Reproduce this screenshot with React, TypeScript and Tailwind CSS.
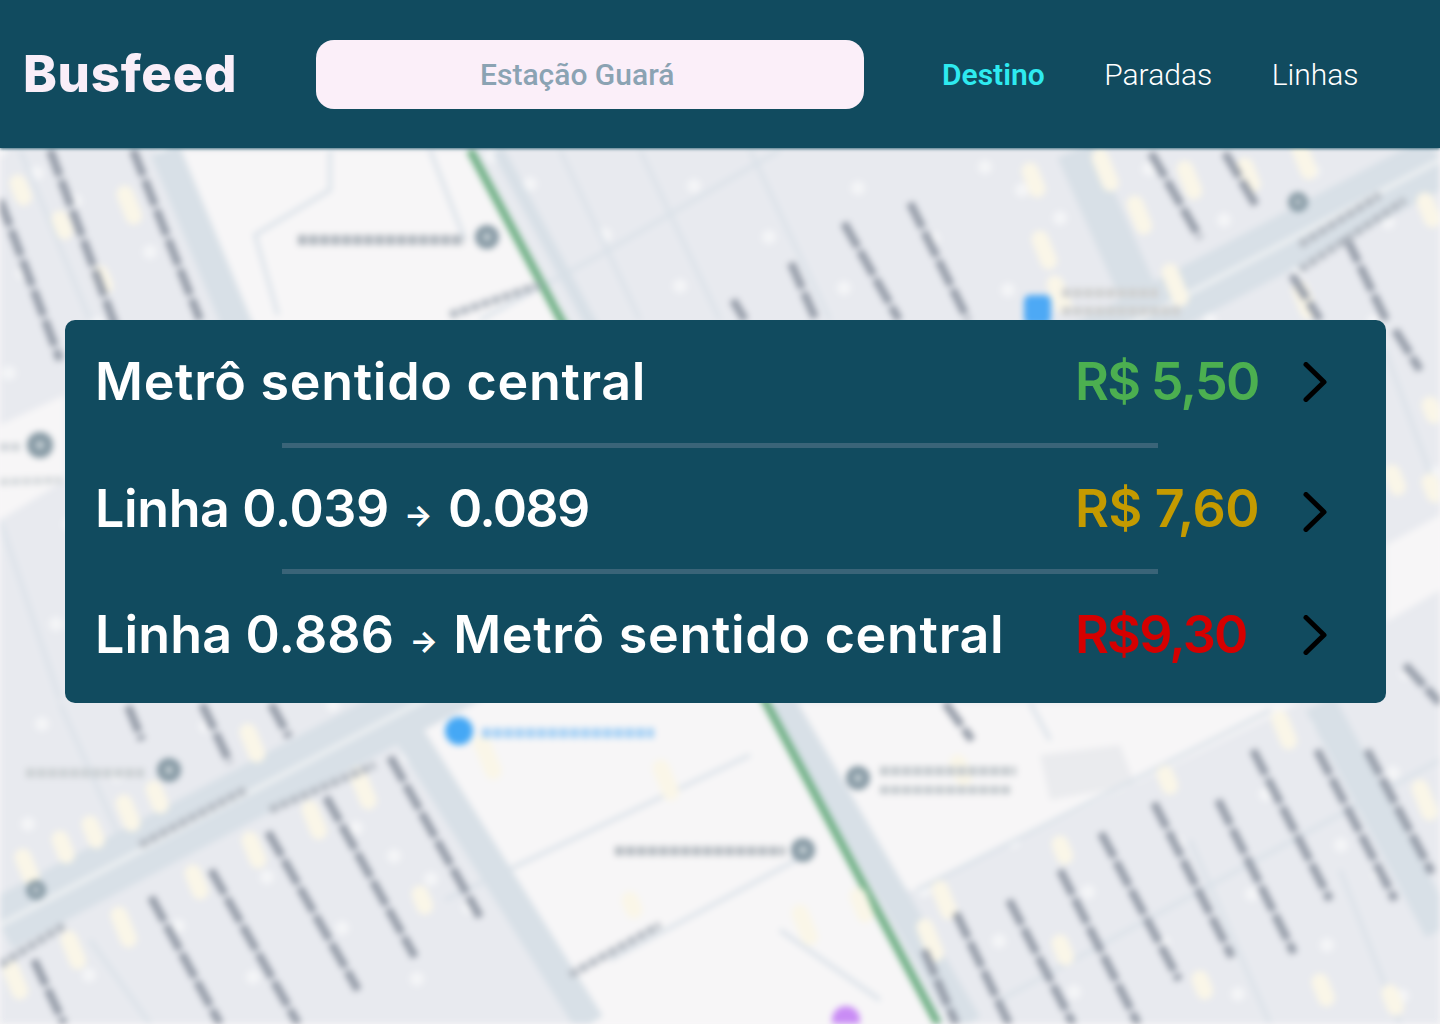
const darkLines = [
  [50, 150, 128, 360], [133, 150, 200, 320], [0, 200, 60, 360],
  [128, 706, 142, 740], [202, 704, 230, 763], [271, 704, 289, 737],
  [390, 757, 480, 917], [326, 797, 415, 957], [268, 832, 358, 990], [211, 870, 298, 1024],
  [151, 897, 220, 1024], [34, 960, 64, 1024],
  [945, 703, 972, 740], [1253, 750, 1330, 900], [1317, 750, 1395, 900], [1367, 750, 1432, 873],
  [1154, 803, 1232, 957], [1218, 800, 1294, 953], [1101, 833, 1179, 980], [1060, 870, 1138, 1024],
  [1009, 900, 1073, 1024], [956, 913, 1009, 1024], [924, 950, 956, 1024],
  [910, 203, 968, 320], [791, 263, 816, 320], [844, 223, 899, 320], [733, 300, 745, 320],
  [1151, 153, 1200, 238], [1225, 153, 1257, 207], [1346, 237, 1386, 320], [1292, 275, 1320, 320],
  [1395, 330, 1420, 370], [1405, 665, 1440, 703],
];

const thinRoads = [
  "M330 150 V190 L255 235 L278 315",
  "M430 150 L465 240",
  "M480 320 L600 255 L780 150",
  "M1271 710 L917 890",
  "M750 755 L445 900",
  "M815 850 L610 960",
  "M880 1000 L780 930",
  "M1030 703 L1050 740",
  "M1440 760 L1000 1000",
  "M560 150 L640 320",
  "M640 150 L720 320",
  "M750 150 L830 320",
  "M20 150 L90 320",
  "M60 704 L130 860",
  "M90 940 L150 1024",
  "M1190 840 L1270 1024",
  "M1340 870 L1400 1024",
  "M1385 350 L1440 500",
  "M0 520 L60 700",
];

const yellows = [
  [125, 205, 22], [18, 190, 14], [100, 280, 12], [60, 225, 12], [1030, 180, 18], [1040, 250, 22],
  [1055, 295, 22], [1100, 170, 26], [1135, 215, 22], [1170, 285, 26], [1185, 180, 22], [1245, 175, 18],
  [1300, 160, 22], [1425, 210, 18], [1300, 300, 22], [248, 743, 22], [124, 813, 20], [90, 832, 16],
  [60, 847, 16], [23, 867, 20], [154, 797, 16], [193, 882, 18], [310, 820, 22], [358, 788, 26],
  [250, 850, 20], [119, 927, 24], [69, 950, 22], [11, 980, 22], [482, 757, 28], [661, 780, 24],
  [958, 770, 14], [925, 940, 26], [940, 900, 22], [1060, 850, 12], [1165, 780, 12], [1280, 730, 22],
  [1420, 800, 24], [1392, 480, 14], [1430, 488, 12], [800, 925, 24], [858, 905, 18], [1060, 950, 14],
  [1200, 985, 12], [1320, 990, 16], [1390, 1000, 14], [630, 905, 10], [420, 900, 12], [1430, 410, 10],
];

// whitish flecks on the built up blocks, same spots on every render
const specks: number[][] = [];
for (let i = 0; i < 170; i++) {
  specks.push([(i * 197) % 1440, 150 + ((i * 353) % 874)]);
}

const labels = [
  [298, 240, 464, 240, 10, "#aeb5bc"],
  [1062, 293, 1158, 293, 9, "#cfd0d0"],
  [1062, 311, 1180, 311, 9, "#cfd0d0"],
  [26, 773, 144, 773, 9, "#cbd0d3"],
  [880, 771, 1016, 771, 9, "#c2c8cc"],
  [880, 790, 1012, 790, 8, "#c2c8cc"],
  [615, 851, 785, 851, 9, "#b3b9bf"],
  [0, 447, 20, 447, 8, "#cfd4d8"],
  [0, 482, 62, 480, 7, "#d4d8db"],
  [482, 733, 654, 733, 10, "#a6d1f6"],
  [1300, 245, 1380, 195, 8, "#b6bcc4"],
  [1300, 270, 1405, 200, 8, "#b6bcc4"],
  [140, 845, 245, 790, 8, "#b6bcc4"],
  [270, 810, 375, 765, 8, "#b6bcc4"],
  [0, 965, 65, 925, 8, "#b6bcc4"],
  [570, 975, 660, 925, 8, "#b6bcc4"],
  [450, 315, 540, 285, 8, "#b6bcc4"],
] as const;

const pins = [
  [487, 237, 12], [1298, 202, 10], [40, 445, 13], [169, 770, 12],
  [36, 890, 10], [858, 778, 12], [803, 850, 12],
];

const MapLayer = () => (
  <svg
    viewBox="0 0 1440 1024"
    className="absolute inset-0 w-[1440px] h-[1024px] blur-[3px]"
  >
    <rect width="1440" height="1024" fill="#e8eaef" />
    <g fill="#f4f5f7">
      {specks.map(([x, y], i) => (
        <circle key={i} cx={x} cy={y} r="7" />
      ))}
    </g>

    <g fill="#f7f6f7">
      <path d="M165 150H470L938 1024H590L400 720Z" />
      <path d="M790 703H1300L917 890H880Z" />
      <path d="M0 425L65 395V480L0 520Z" />
      <path d="M1386 545L1440 515V590L1386 622Z" />
    </g>
    <path d="M1040 755L1120 745L1135 785L1050 800Z" fill="#eaebee" />

    <g fill="none" stroke="#dbe2e9" strokeWidth="4">
      {thinRoads.map((d, i) => (
        <path key={i} d={d} />
      ))}
    </g>

    <g stroke="#d8e0e7" fill="none">
      <path d="M165 150L400 720L590 1024" strokeWidth="30" />
      <path d="M1440 160L0 925" strokeWidth="54" />
      <path d="M1075 150L1150 320" strokeWidth="38" />
      <path d="M1320 703L1440 930" strokeWidth="32" />
      <path d="M498 150L620 378" strokeWidth="12" />
      <path d="M780 700L968 1024" strokeWidth="28" />
    </g>
    <path d="M1440 160L0 925" stroke="#edf0f2" strokeWidth="5" />
    <path d="M470 150L938 1024" stroke="#6fb085" strokeWidth="8" />

    <g stroke="#faf6e8" strokeWidth="17" strokeLinecap="round">
      {yellows.map(([x, y, l], i) => (
        <line key={i} x1={x} y1={y - l / 2} x2={x + l * 0.4} y2={y + l / 2} />
      ))}
    </g>

    <g stroke="#959ca8" strokeWidth="8" strokeDasharray="28 4">
      {darkLines.map(([x1, y1, x2, y2], i) => (
        <line key={i} x1={x1} y1={y1} x2={x2} y2={y2} />
      ))}
    </g>

    {/* place names, unreadable in the blurred map */}
    <g strokeDasharray="9 2">
      {labels.map(([x1, y1, x2, y2, w, color], i) => (
        <line key={i} x1={x1} y1={y1} x2={x2} y2={y2} strokeWidth={w} stroke={color} />
      ))}
    </g>

    {pins.map(([x, y, r], i) => (
      <g key={i}>
        <circle cx={x} cy={y} r={r} fill="#8699a4" />
        <circle cx={x} cy={y} r={r / 3} fill="#c7d1d6" />
      </g>
    ))}
    <rect x="1024" y="295" width="27" height="30" rx="6" fill="#4da9f5" />
    <circle cx="459" cy="731" r="14" fill="#45a8f5" />
    <circle cx="846" cy="1020" r="14" fill="#c98cf5" />
  </svg>
);

const Chevron = ({ className }: { className: string }) => (
  <svg viewBox="0 0 24 40" className={`w-6 h-10 ${className}`}>
    <path
      d="M3 2.5L21 20L3 37.5"
      fill="none"
      stroke="#000"
      strokeWidth="5"
      strokeLinecap="round"
      strokeLinejoin="round"
    />
  </svg>
);

const Place = ({ children }: { children: string }) => (
  <span className="tracking-[0.7px]">{children}</span>
);

const Arrow = () => (
  <span className="inline-block w-[59px] text-center text-[30px] font-bold align-[1px]">→</span>
);

interface IRoute {
  title: React.ReactNode;
  price: string;
  color: string;
  height: string;
  chevron: string;
}

const routes: IRoute[] = [
  {
    title: <Place>Metrô sentido central</Place>,
    price: "R$ 5,50",
    color: "text-[#4caf50] tracking-[-1.7px]",
    height: "h-[123px]",
    chevron: "",
  },
  {
    title: (
      <>
        <span className="tracking-[-0.4px]">Linha 0.039</span>
        <Arrow />
        <span className="tracking-[-1.6px]">0.089</span>
      </>
    ),
    price: "R$ 7,60",
    color: "text-[#c49a00] tracking-[-0.4px]",
    height: "h-[121px]",
    chevron: "translate-y-[3px]",
  },
  {
    title: (
      <>
        <span className="tracking-[0.15px]">Linha 0.886</span>
        <Arrow />
        <Place>Metrô sentido central</Place>
      </>
    ),
    price: "R$9,30",
    color: "text-[#d50000] tracking-[-1.8px]",
    height: "h-[129px] pb-[7px]",
    chevron: "",
  },
];

const Row = ({ title, price, color, height, chevron }: IRoute) => (
  <div className={`flex items-center pl-[30px] ${height}`}>
    <div className="w-[980px] whitespace-nowrap">{title}</div>
    <div className={`w-[228px] whitespace-nowrap ${color}`}>{price}</div>
    <Chevron className={chevron} />
  </div>
);

export default function App() {
  return (
    <div className="relative w-full h-[1024px] overflow-hidden bg-[#f7f6f7]">
      <MapLayer />

      <header className="relative flex items-center h-[148px] pl-[23px] bg-[#114b5f] shadow-[0_1px_3px_rgba(17,75,95,0.8)]">
        <h1 className="w-[293px] font-['Inter',sans-serif] font-extrabold text-[51px] tracking-[0.7px] text-[#f9eef8]">
          Busfeed
        </h1>
        <div className="w-[548px] h-[69px] mt-px rounded-[18px] bg-[#fbeff9] flex items-center pl-[164px] font-['Roboto',sans-serif] font-medium text-[30px] text-[#8ba3b3]">
          Estação Guará
        </div>
        <nav className="flex items-center gap-[59.5px] ml-[78px] font-['Roboto',sans-serif] text-[30px]">
          <a className="font-semibold text-[#2eeaf0]">Destino</a>
          <a className="font-light text-white">Paradas</a>
          <a className="font-light text-white">Linhas</a>
        </nav>
      </header>

      <main className="relative mt-[172px] mx-[65px] w-[1321px] h-[383px] rounded-[10px] bg-[#114b5f] font-['Inter',sans-serif] font-semibold text-[52px] text-white">
        {routes.map((route, i) => (
          <div key={i}>
            {i > 0 && <div className="ml-[217px] w-[876px] h-[5px] bg-[#3a6478]" />}
            <Row {...route} />
          </div>
        ))}
      </main>
    </div>
  );
}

#### [TASK PROMPT]
Lines that include the word "React" are to be extracted from the data above.

#### [RESPONSE]
Reproduce this screenshot with React, TypeScript and Tailwind CSS.
  title: React.ReactNode;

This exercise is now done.